Direction =
For each line of the data below that holds "styles", copy the line.
● ● ● ● ● ● ●
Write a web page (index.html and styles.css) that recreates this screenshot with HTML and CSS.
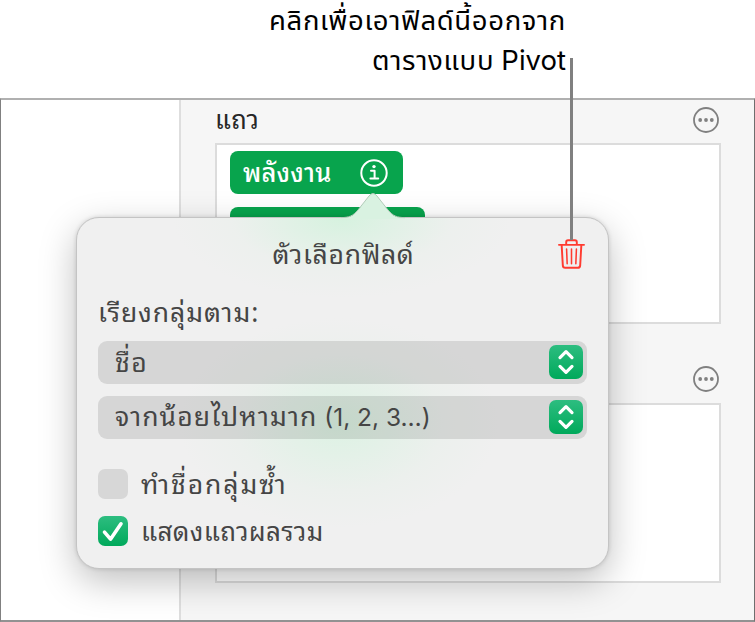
FILE: index.html
```
<!DOCTYPE html>
<html lang="th">
<head>
    <meta charset="UTF-8">
    <meta name="viewport" content="width=device-width, initial-scale=1.0">
    <title>ตัวเลือกฟิลด์</title>
    <link rel="stylesheet" href="styles.css">
</head>
<body>
    <header class="callout">
        <p><span class="callout-first">คลิกเพื่อเอาฟิลด์นี้ออกจาก</span></p>
        <p><span class="callout-second">ตารางแบบ</span> <span class="latin">Pivot</span></p>
    </header>

    <main class="window">
        <div class="canvas"></div>
        <div class="sidebar">
            <section class="group">
                <div class="group-header">
                    <h2>แถว</h2>
                    <svg class="more" viewBox="0 0 26 26">
                        <circle cx="13" cy="13" r="12"/>
                        <circle class="dot" cx="7.2" cy="13" r="1.9"/>
                        <circle class="dot" cx="13" cy="13" r="1.9"/>
                        <circle class="dot" cx="18.8" cy="13" r="1.9"/>
                    </svg>
                </div>
                <div class="fields">
                    <div class="field">
                        <span class="field-name">พลังงาน</span>
                        <svg class="info" viewBox="0 0 28 28">
                            <circle cx="14" cy="14" r="12.7"/>
                            <path d="M11 11.8h3.6v7.8M10.4 19.6h7.8"/>
                            <circle class="dot" cx="14" cy="7.6" r="1.7"/>
                        </svg>
                    </div>
                    <div class="field field-wide"></div>
                </div>
            </section>
            <section class="group">
                <div class="group-header">
                    <svg class="more" viewBox="0 0 26 26">
                        <circle cx="13" cy="13" r="12"/>
                        <circle class="dot" cx="7.2" cy="13" r="1.9"/>
                        <circle class="dot" cx="13" cy="13" r="1.9"/>
                        <circle class="dot" cx="18.8" cy="13" r="1.9"/>
                    </svg>
                </div>
                <div class="fields"></div>
            </section>
        </div>
    </main>

    <div class="popover">
        <svg class="arrow" viewBox="0 0 64 27">
            <path class="arrow-fill" d="M0 27V26C8 26 12 24 17 18L28 4Q32-1 36 4L47 18C52 24 56 26 64 26V27Z"/>
            <path class="arrow-edge" d="M0 25.6C8 25.6 12 24 17 18L28 4Q32-1 36 4L47 18C52 24 56 25.6 64 25.6"/>
        </svg>
        <div class="title-row">
            <h1>ตัวเลือกฟิลด์</h1>
            <svg class="trash" viewBox="0 0 28 32">
                <path d="M1 6.5h26M8.5 6V3.7Q8.5 1.8 10.4 1.8h7.2q1.9 0 1.9 1.9V6M3.8 6.8l1.2 21q.1 2.5 2.5 2.5h13q2.4 0 2.5-2.5l1.2-21"/>
                <path class="thin" d="M8.9 10.8l.6 15.2M14 10.8V26M19.1 10.8L18.5 26"/>
            </svg>
        </div>
        <p class="sort-label">เรียงกลุ่มตาม:</p>
        <div class="select">
            <span class="value-name">ชื่อ</span>
            <svg class="stepper" viewBox="0 0 34 34"><path d="M11 12.6l6-6 6 6M11 21.4l6 6 6-6"/></svg>
        </div>
        <div class="select">
            <span><span class="value-order">จากน้อยไปหามาก</span> <span class="latin">(1, 2, 3…)</span></span>
            <svg class="stepper" viewBox="0 0 34 34"><path d="M11 12.6l6-6 6 6M11 21.4l6 6 6-6"/></svg>
        </div>
        <div class="option option-first">
            <span class="checkbox"></span>
            <span class="repeat-label">ทำชื่อกลุ่มซ้ำ</span>
        </div>
        <div class="option">
            <span class="checkbox checked"><svg viewBox="0 0 30 30"><path d="M6.5 16.2l6 7L23 7.8"/></svg></span>
            <span class="total-label">แสดงแถวผลรวม</span>
        </div>
    </div>
    <div class="pointer"></div>
</body>
</html>
```
FILE: styles.css
```
* {
    box-sizing: border-box;
}

body {
    margin: 0;
    width: 755px;
    height: 622px;
    position: relative;
    overflow: hidden;
    background-color: #fff;
    color: #454545;
    font-family: "Noto Sans Thai Looped", "Noto Looped Thai", "Loma", "Umpush", "Garuda", "Waree", "Sarabun", "Liberation Sans", sans-serif;
    font-size: 26.5px;
}

.latin {
    font-family: Inter, sans-serif;
}

h1, h2, p {
    margin: 0;
    font-size: inherit;
    font-weight: 400;
    white-space: nowrap;
}

svg {
    display: block;
    flex: none;
    fill: none;
    stroke-linecap: round;
    stroke-linejoin: round;
}

.callout {
    height: 98px;
    padding: 3px 189px 0 0;
    text-align: right;
    color: #000;
    font-family: "Noto Sans Thai", sans-serif;
    font-size: 27.5px;
}

.callout p {
    height: 38px;
    line-height: 38px;
}

.callout-first {
    letter-spacing: 0.63px;
}

.callout-second {
    letter-spacing: 0.7px;
}

.window {
    height: 524px;
    display: flex;
    border: 1px solid #6e6e6e;
    border-top: 2px solid #b0b0b0;
    border-bottom: 2px solid #929292;
    border-left-color: #808080;
}

.canvas {
    width: 178px;
}

.sidebar {
    flex: 1;
    padding: 0 33px 0 34px;
    border-left: 2px solid #dedede;
    background-color: #f6f6f6;
}

.group-header {
    height: 43px;
    display: flex;
    align-items: center;
    justify-content: space-between;
    line-height: 40px;
    color: #262626;
}

.group-header h2 {
    margin-bottom: 7px;
    font-size: 25.5px;
    letter-spacing: 0.3px;
}

.group + .group .group-header {
    height: 79px;
    padding-top: 31px;
    justify-content: flex-end;
}

.more {
    width: 26px;
    height: 26px;
    margin-left: auto;
    margin-right: 2px;
    stroke: #808080;
    stroke-width: 1.8;
}

.group:first-child .more {
    margin-bottom: 3px;
}

.more .dot {
    fill: #808080;
    stroke: none;
}

.fields {
    height: 181px;
    padding: 6px 13px;
    border: 2px solid #dcdcdc;
    background-color: #fff;
    display: flex;
    flex-direction: column;
    gap: 13px;
}

.group + .group .fields {
    height: 180px;
}

.field {
    width: 173px;
    height: 43px;
    padding: 0 15px 0 13px;
    display: flex;
    align-items: center;
    justify-content: space-between;
    border-radius: 8px;
    background-color: #08a44d;
    color: #fff;
    line-height: 40px;
}

.field-wide {
    width: 195px;
}

.field-name {
    margin-bottom: 4px;
    font-size: 25.5px;
    font-weight: 500;
    letter-spacing: 0.25px;
}

.info {
    width: 28px;
    height: 28px;
    stroke: #fff;
    stroke-width: 2;
}

.info .dot {
    fill: #fff;
    stroke: none;
}

.popover {
    position: absolute;
    left: 76px;
    top: 217px;
    width: 533px;
    height: 352px;
    padding: 14px 21px 0;
    border: 1px solid #c4c4c4;
    border-radius: 23px;
    background:
        radial-gradient(ellipse 170px 80px at 265px 0, #d6f2df, rgba(232, 240, 234, 0.4) 65%, transparent),
        radial-gradient(ellipse 160px 105px at 262px 205px, #dcf2e3, rgba(232, 240, 234, 0.5) 65%, transparent),
        #f0f0f0;
    box-shadow: 0 12px 36px rgba(0, 0, 0, 0.25), 0 0 4px rgba(0, 0, 0, 0.14);
}

.arrow {
    position: absolute;
    left: 264px;
    top: -26px;
    width: 64px;
    height: 27px;
}

.arrow-fill {
    fill: #d9f2e1;
}

.arrow-edge {
    stroke: #b2ccb9;
    stroke-width: 1;
}

.title-row {
    height: 44px;
    display: flex;
    align-items: center;
    justify-content: center;
    position: relative;
}

.title-row h1 {
    margin-bottom: 5px;
    padding-left: 2px;
    letter-spacing: 0.7px;
}

.trash {
    width: 27px;
    height: 32px;
    position: absolute;
    right: 2px;
    top: 6px;
    stroke: #ff3b30;
    stroke-width: 2;
}

.trash .thin {
    stroke-width: 1.6;
}

.sort-label {
    height: 52px;
    margin-top: 13px;
    line-height: 42px;
    letter-spacing: 0.95px;
}

.select {
    height: 43px;
    margin-bottom: 12px;
    padding: 0 4px 0 17px;
    display: flex;
    align-items: center;
    justify-content: space-between;
    border-radius: 9px;
    background-color: rgba(0, 0, 0, 0.105);
    line-height: 40px;
    white-space: nowrap;
}

.select > span {
    margin-bottom: 5px;
}

.value-name {
    letter-spacing: 1.4px;
}

.value-order {
    letter-spacing: 1.05px;
}

.select .latin {
    font-size: 24.5px;
}

.stepper {
    width: 34px;
    height: 34px;
    margin-bottom: 1px;
    border-radius: 7px;
    background: linear-gradient(#2dbd80, #00a95b);
    stroke: #fff;
    stroke-width: 3.2;
}

.option {
    height: 30px;
    margin-bottom: 17px;
    display: flex;
    align-items: center;
    gap: 13px;
    white-space: nowrap;
}

.option-first {
    margin-top: 30px;
}

.repeat-label {
    margin-bottom: 4px;
    letter-spacing: 1.9px;
}

.total-label {
    margin-bottom: 4px;
    font-size: 26px;
    letter-spacing: 0.35px;
}

.checkbox {
    width: 30px;
    height: 30px;
    border-radius: 7px;
    background-color: #d7d7d7;
}

.checkbox.checked {
    background: linear-gradient(#2dbd80, #00a95b);
    stroke: #fff;
    stroke-width: 3.6;
}

.pointer {
    position: absolute;
    left: 570px;
    top: 58px;
    width: 3px;
    height: 182px;
    background-color: #808080;
}
```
● ● ● ● ● ● ●
Answer below =
Write a web page (index.html and styles.css) that recreates this screenshot with HTML and CSS.
    <link rel="stylesheet" href="styles.css">
FILE: styles.css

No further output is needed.